Details of the council tax, a product of earlier Government disasters over the poll tax, were announced on Tuesday. Predictably, many people, particularly those in London and south-eastern England, were very angry about what they will pay.

The Government however is hoping that fewer people will be cross about the council tax than about the poll tax, despite cries about 'chaos and injustice' from the Labour Party. If the grumpiness level proves controllable, the new levy should survive.

Bank customers are certainly feeling extremely grumpy and on Wednesday Laurence Shurman, the Banking Ombudsman, reported a 60 per cent increase in complaints. Bank charges and interest were the chief causes of consumer rage.

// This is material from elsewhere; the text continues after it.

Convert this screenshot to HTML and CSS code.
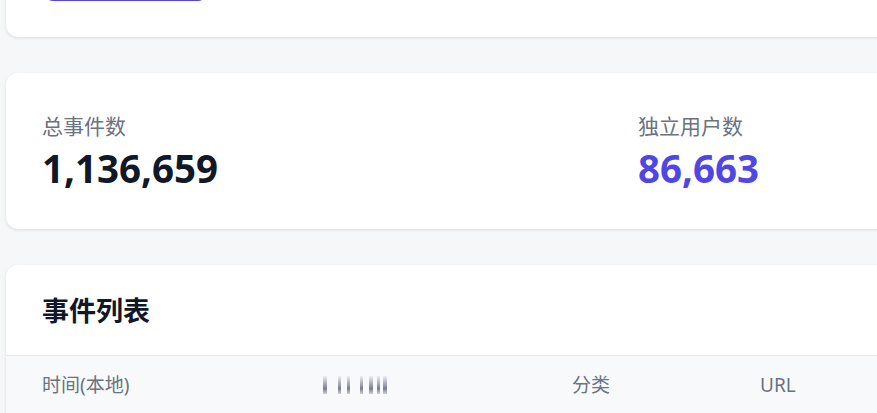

The findings of the National Survey of Sexual Attitudes and Lifestyles were also announced on Wednesday. After interviewing 18,000 people it came up with the unsurprising conclusion that those with more money and greater opportunities have more sexual partners. It also discovered that in every age group far more men than women claimed to have had more than 10 sexual partners. This is final proof that men are bigger liars when it comes to talking about sex.

Both the Sun and the Daily Mirror have decided that Christmas comes very early indeed.

Both published full lists of television programmes over the festive period and, no doubt by an extraordinary coincidence, both did so yesterday.

Sadly the IRA, its mentality growing ever more twisted with the passing years, has also decided that Christmas comes early.

After failing to set off a massive car bomb in London on Tuesday it exploded two devices in Manchester's main shopping area on Thursday, injuring 64 people.